J.A. Happ to the Yankees
Yankee Stadium is, of course, a not-so-friendly place to pitch, but the same goes for Rogers Centre, as evidenced by Happ's 5.22 ERA at home compared to 2.60 on the road this year. Him being a lefty, he doesn't have to worry as much about left-handed sluggers exploiting the short porch in right field against him (he has allowed just two homers to lefties all year). And there's no comparing the supporting casts, to say nothing of the fact Happ no longer has to face the Yankees, so I have a hard time seeing this deal as anything but good news for him.

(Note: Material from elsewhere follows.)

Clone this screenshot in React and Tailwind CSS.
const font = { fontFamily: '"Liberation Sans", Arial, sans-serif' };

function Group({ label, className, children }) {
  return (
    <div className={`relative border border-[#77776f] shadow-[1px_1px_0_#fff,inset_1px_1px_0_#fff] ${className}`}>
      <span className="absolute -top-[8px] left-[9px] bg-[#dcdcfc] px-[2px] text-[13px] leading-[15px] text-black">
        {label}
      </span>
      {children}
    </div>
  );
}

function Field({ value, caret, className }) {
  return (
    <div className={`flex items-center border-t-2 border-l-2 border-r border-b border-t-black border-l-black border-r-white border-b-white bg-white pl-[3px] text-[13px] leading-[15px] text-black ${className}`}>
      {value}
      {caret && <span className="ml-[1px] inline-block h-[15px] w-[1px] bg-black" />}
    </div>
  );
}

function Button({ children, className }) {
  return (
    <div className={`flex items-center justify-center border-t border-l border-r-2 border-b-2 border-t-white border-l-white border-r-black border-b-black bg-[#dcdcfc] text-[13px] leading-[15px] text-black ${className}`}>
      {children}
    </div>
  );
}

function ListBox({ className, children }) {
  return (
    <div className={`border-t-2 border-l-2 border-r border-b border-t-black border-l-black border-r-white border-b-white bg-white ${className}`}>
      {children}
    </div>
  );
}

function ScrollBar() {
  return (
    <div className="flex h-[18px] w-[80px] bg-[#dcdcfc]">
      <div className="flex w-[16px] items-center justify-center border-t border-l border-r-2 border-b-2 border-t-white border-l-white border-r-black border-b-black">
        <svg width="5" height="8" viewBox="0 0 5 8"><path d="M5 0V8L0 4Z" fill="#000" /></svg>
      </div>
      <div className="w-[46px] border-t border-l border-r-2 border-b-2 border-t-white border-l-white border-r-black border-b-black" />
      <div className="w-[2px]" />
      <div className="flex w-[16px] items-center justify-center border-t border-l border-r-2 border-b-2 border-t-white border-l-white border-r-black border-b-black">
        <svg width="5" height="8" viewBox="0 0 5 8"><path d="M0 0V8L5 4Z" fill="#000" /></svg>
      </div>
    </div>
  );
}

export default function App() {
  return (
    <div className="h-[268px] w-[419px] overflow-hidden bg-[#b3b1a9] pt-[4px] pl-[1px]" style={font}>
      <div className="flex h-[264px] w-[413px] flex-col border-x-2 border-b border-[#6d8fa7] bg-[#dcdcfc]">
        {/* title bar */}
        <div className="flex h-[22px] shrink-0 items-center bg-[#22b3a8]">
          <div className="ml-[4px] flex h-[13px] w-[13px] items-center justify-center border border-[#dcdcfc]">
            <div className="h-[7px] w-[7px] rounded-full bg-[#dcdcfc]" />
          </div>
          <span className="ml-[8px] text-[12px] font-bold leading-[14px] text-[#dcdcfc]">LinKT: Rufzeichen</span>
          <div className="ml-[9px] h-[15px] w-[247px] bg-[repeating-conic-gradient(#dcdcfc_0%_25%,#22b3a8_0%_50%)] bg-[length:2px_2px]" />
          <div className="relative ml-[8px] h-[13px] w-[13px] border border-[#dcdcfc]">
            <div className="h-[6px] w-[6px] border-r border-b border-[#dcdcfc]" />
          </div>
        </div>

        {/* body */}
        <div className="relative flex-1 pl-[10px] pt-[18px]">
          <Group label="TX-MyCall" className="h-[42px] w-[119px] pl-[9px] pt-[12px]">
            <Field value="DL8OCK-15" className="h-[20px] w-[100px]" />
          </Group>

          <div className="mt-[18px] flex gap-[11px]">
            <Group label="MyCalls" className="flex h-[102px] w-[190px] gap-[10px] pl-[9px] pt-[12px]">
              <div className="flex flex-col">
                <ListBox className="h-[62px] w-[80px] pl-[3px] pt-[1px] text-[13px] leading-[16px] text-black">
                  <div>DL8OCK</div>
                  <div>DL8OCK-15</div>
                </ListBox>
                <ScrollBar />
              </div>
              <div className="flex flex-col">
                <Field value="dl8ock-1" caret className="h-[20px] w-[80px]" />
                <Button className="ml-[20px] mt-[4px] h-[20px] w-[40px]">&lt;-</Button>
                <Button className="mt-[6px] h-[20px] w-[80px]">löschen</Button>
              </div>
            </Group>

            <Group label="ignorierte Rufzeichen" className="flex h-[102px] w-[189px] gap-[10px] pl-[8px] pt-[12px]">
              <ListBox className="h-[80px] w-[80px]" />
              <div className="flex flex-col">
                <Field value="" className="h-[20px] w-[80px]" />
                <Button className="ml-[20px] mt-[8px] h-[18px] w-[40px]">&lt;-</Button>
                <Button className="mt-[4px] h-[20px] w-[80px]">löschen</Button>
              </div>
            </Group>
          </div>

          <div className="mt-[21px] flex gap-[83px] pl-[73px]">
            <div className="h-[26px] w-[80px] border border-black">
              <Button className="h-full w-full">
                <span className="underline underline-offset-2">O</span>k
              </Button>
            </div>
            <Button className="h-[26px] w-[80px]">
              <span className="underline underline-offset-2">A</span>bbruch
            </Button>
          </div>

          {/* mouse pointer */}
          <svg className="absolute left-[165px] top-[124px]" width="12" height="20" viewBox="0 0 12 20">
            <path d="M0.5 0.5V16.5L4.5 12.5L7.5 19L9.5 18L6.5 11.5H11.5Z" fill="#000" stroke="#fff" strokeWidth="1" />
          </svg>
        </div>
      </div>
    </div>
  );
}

Joakim Soria to the Brewers
Clearly, Soria isn't a closer anymore after piling up 16 saves for the White Sox. So who takes his place? Officially, it's a committee — and I don't doubt Nate Jones will factor if he ever makes it back from a strained muscle in his arm — but left-hander Jace Fry, he of the 2.29 FIP thanks in part to his 11.0 strikeouts per nine innings, is the front-runner.
Nathan Eovaldi to the Red Sox
We're still trying to get to the bottom of whether Eovaldi's improved strikeout-to-walk ratio is a product of a small sample size or a genuine breakthrough (him emphasizing a new cutter lends credence to the latter). Also hard to say whether the upgrade in supporting cast is neutralized by the downgrade in venue, so we'll say he breaks even for now. Keep an eye on the Rays' return, Jalen Beeks, who was a disaster in two appearances for the Red Sox but has a 2.89 ERA, 1.09 WHIP and 12.1 strikeouts per nine innings at Triple-A (thanks largely to a new cutter of his own).
Zach Britton to the Yankees
Zach Britton obviously won't see saves anymore on a team with now five closer-caliber relievers (the most notable of them being Aroldis Chapman), so his stock falls precipitously. Taking his place was Brad Brach before he himself got traded. Mychal Givens would make sense, but it's a particularly unsettled ninth-inning situation for a particularly bad team — not a good combination for Fantasy purposes.